Dans son livre, Sami Biasoni met en lumière un paradoxe : "Le chiffre jouit d’une valeur de vérité. On le prend comme tel, on ne le dispute pas".
Sami Biasoni : "D’élection en élection, le nombre de sondages est toujours plus important"
Une grande partie de son livre est consacrée aux sondages. "Les sondages ont l’art d’avoir tort tout en ayant raison, et réciproquement", résume Sami Biasoni. "Il y a une amplification du nombre de sondages. D’élection en élection, leur nombre est toujours plus important. On aime se radiographier. Pourquoi faut-il prendre les sondages avec du recul ? Il y a des sondages bien menés, mais tous ne le sont pas. Les instituts de sondage font bien leur travail certes, mais le commanditaire peut orienter les répondants en formulant les questions d’une certaine manière. Il y a beaucoup de techniques de manipulation mentale, l’une d’entre elles s’appelle ‘l’escalade des oui’ : on pose quatre questions innocentes, on conditionne à ce que la réponse à la cinquième soit ‘oui’ aussi. Dire 'Êtes-vous pour la régularisation des sans-papiers ?' n’est pas la même chose que dire 'Si quelqu’un est en danger de mort dans son pays et qu’il n’a pas les moyens de subsister, alors doit-il pouvoir bénéficier au nom de la générosité de la régularisation ?'. In fine c’est la même question, mais ce n’est pas du tout le même résultat. En principe, les instituts de sondage sont là pour empêcher ce type de situation, toujours est-il qu’ils sont prestataires, c’est toute la difficulté de l’exercice."
Peut-on alors dire que la sociologie n’a pas de valeur scientifique ? "C’est quand même une science : elle n’est pas manipulable, elle est orientable. En revanche, lorsque vous êtes dans les 48% ou 51%, d’une part, vous êtes dans la marge d’erreur, il ne faut jamais l’oublier. D’autre part, quand vous êtes à 50,01%, il ne faut jamais dire ‘les Français pensent que…’, c’est une faute grave. La deuxième erreur, c’est : vous pouvez capter le moment du débat. S’il y a un grand débat à la télévision ce soir, poser la question juste après ne donne pas le même effet que la poser une semaine plus tard", a répondu Sami Biasoni.
"Les sondages ont une valeur auto-prophétique"

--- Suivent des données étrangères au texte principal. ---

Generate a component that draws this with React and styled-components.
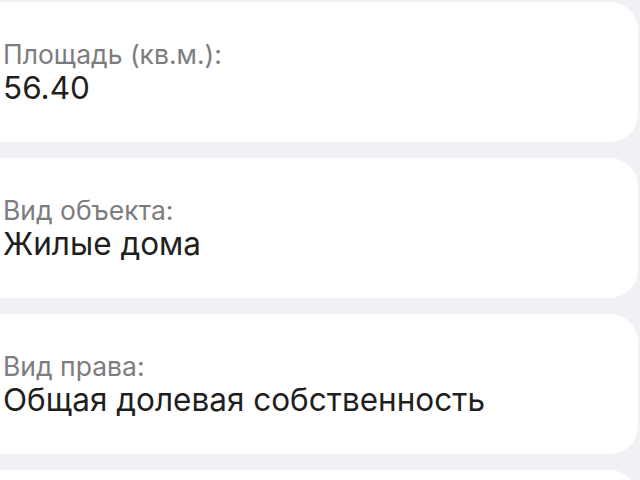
import React from 'react';
import {styled, createGlobalStyle} from 'styled-components';

const GlobalStyle = createGlobalStyle`
  html, body {
    margin: 0;
    padding: 0;
    background: #f0f1f5;
    overflow: hidden;
  }
`

const ListStyled = styled.div`
  display: flex;
  flex-direction: column;
  gap: 16px;
  padding-top: 2px;
  width: 640px;
  height: 480px;
  overflow: hidden;
  font-family: "Inter", "Noto Sans", sans-serif;
`

const CardStyled = styled.div`
  flex: 0 0 auto;
  height: 140px;
  box-sizing: border-box;
  margin-left: -30px;
  width: 668px;
  background: #ffffff;
  border-radius: 28px;
  padding: 36px 0 0 33px;
  display: flex;
  flex-direction: column;
`

const LabelStyled = styled.div`
  font-size: 26.5px;
  line-height: 32px;
  color: #7d7d7f;
`

const ValueStyled = styled.div`
  font-size: 31.5px;
  line-height: 36px;
  color: #1f1f21;
`

const fields = [
    {label: 'Площадь (кв.м.):', value: '56.40'},
    {label: 'Вид объекта:', value: 'Жилые дома'},
    {label: 'Вид права:', value: 'Общая долевая собственность'},
    {label: '', value: ''},
]

export default function App() {
    return (
        <>
            <GlobalStyle/>
            <ListStyled>
                {fields.map((field, i) => (
                    <CardStyled key={i}>
                        {field.label && <LabelStyled>{field.label}</LabelStyled>}
                        {field.value && <ValueStyled>{field.value}</ValueStyled>}
                    </CardStyled>
                ))}
            </ListStyled>
        </>
    )
}
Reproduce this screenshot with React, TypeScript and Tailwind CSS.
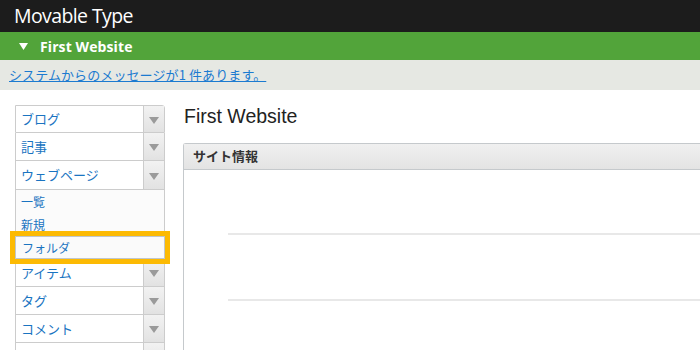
import React from "react";

const Arrow = () => (
  <div className="w-[21px] border-l border-[#cccccc] bg-gradient-to-b from-[#f2f2f2] to-[#e2e2e2] flex items-center justify-center">
    <svg width="10" height="7" viewBox="0 0 10 7" className="mt-[2px]">
      <polygon points="0,0 10,0 5,7" fill="#9a9a9a" />
    </svg>
  </div>
);

const Row = ({ label, first }: { label: string; first?: boolean }) => (
  <div
    className={
      "flex h-[28px] border-x border-b border-[#cccccc] bg-white " +
      (first ? "border-t rounded-tr-[3px]" : "")
    }
  >
    <div className="flex-1 flex items-center pl-[5px] text-[13px] text-[#1a74c1]">{label}</div>
    <Arrow />
  </div>
);

export default function App() {
  return (
    <div
      className="w-[700px] h-[350px] overflow-hidden bg-white"
      style={{ fontFamily: '"Noto Sans", "Noto Sans CJK JP", sans-serif' }}
    >
      <div className="h-[32px] bg-[#1c1c1c] flex items-center pl-[14px]">
        <span
          className="text-white text-[19.5px] leading-none tracking-[-0.6px]"
          style={{ fontFamily: '"Open Sans", sans-serif' }}
        >
          Movable Type
        </span>
      </div>
      <div className="h-[28px] bg-[#52a43a] flex items-center">
        <svg width="9" height="7" viewBox="0 0 9 7" className="ml-[19px] mr-[12px]">
          <polygon points="0,0 9,0 4.5,7" fill="#ffffff" />
        </svg>
        <span
          className="text-white text-[14px] font-bold tracking-[0.1px]"
          style={{ fontFamily: '"Open Sans", sans-serif' }}
        >
          First Website
        </span>
      </div>
      <div className="h-[30px] bg-[#e6e8e3] flex items-center pl-[9px]">
        <a
          href="#"
          className="text-[13px] text-[#1c7bd0] underline tracking-[0.1px]"
          style={{ fontFamily: '"Noto Sans CJK JP", sans-serif' }}
        >
          システムからのメッセージが1 件あります。
        </a>
      </div>
      <div className="flex pt-[15px]" style={{ fontFamily: '"Noto Sans CJK JP", sans-serif' }}>
        <div className="ml-[15px] w-[150px] shrink-0">
          <Row label="ブログ" first />
          <Row label="記事" />
          <div className="flex h-[28px] border-x border-[#cccccc] bg-white">
            <div className="flex-1 flex items-center pl-[5px] text-[13px] text-[#1a74c1]">ウェブページ</div>
            <Arrow />
          </div>
          <div className="border-x border-t border-[#cccccc] bg-[#fbfbfb] h-[70px] flex flex-col">
            <div className="h-[23px] flex items-center pl-[5px] text-[12px] text-[#1a74c1]">一覧</div>
            <div className="h-[23px] flex items-center pl-[5px] text-[12px] text-[#1a74c1]">新規</div>
            <div className="relative z-10 h-[23px] -mx-px flex items-center pl-[6px] text-[12px] text-[#1a74c1] bg-[#fafafa] border border-[#bfc6cd] outline-[5px] outline-solid outline-[#fcba03]">
              フォルダ
            </div>
          </div>
          <Row label="アイテム" />
          <Row label="タグ" />
          <Row label="コメント" />
          <Row label="" />
        </div>
        <div className="ml-[18px] flex-1 min-w-0">
          <div
            className="text-[19.5px] leading-none text-[#222] mt-[2px] ml-[1px]"
            style={{ fontFamily: '"Liberation Sans", Arial, sans-serif' }}
          >
            First Website
          </div>
          <div className="mt-[16px] w-[600px] border-l border-t border-[#c5c9cc] rounded-tl-[3px] h-[300px]">
            <div className="h-[26px] bg-gradient-to-b from-[#f0f0f0] to-[#e3e3e3] border-b border-[#c5c9cc] flex items-center pl-[9px] text-[13px] font-bold text-[#333]">
              サイト情報
            </div>
            <div className="pl-[44px] pt-[63px]">
              <div className="h-[2px] bg-[#e8e8e8]" />
              <div className="h-[2px] bg-[#e8e8e8] mt-[64px]" />
            </div>
          </div>
        </div>
      </div>
    </div>
  );
}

"Les sondages n’ont pas de valeur prédictive. Ce n’est pas une prédiction, c’est une photographie à l’instant T. Et comme je l’explique dans le livre, les sondages ont une valeur auto-prophétique ou anti-prophétique. Par exemple, vous avec un candidat qui caracole en tête à une élection, le parti va dire : ‘on va gagner’. Donc, dimanche, s’il fait beau, ils iront au pique-nique, ils n’iront pas voter. Le camp du numéro deux sur la liste, lui, va se dire : ‘il faut se mobiliser, nous avons une chance’", a expliqué Sami Biasoni.
Autre exemple donné par Sami Biasoni dans son livre : les chiffres du chômage. "Les chiffres du chômage répondent à une méthodologie qui est bien établie, établie notamment par le Bureau international du travail. Seulement, il y a quelques subtilités. Qu’est-ce qu’un chômeur ? C’est quelqu’un qui n’a pas eu de travail depuis un certain temps. Mais depuis combien de temps ? Êtes-vous chômeur si vous travaillez une heure par semaine ? Il y a donc des catégories : A, B, C… Mais du moment que le débat tait généralement ces subtilités, vous pouvez utiliser le chiffre qui vous arrange. Vous vous rappelez François Hollande qui, vers la fin de son mandat, a dit : 'Je vais me représenter si j’arrive à inverser la courbe du chômage'. À ce moment-là, tout le monde aurait dû s’arrêter et se dire : ‘Attendez, quelle est la métrique qu’on regarde ensemble, de quoi parle-t-on ?’. Parce que François Hollande aurait pu dire : 'On regarde les catégories A et B, pas l’ensemble, cette courbe-là s’est bien inversée'".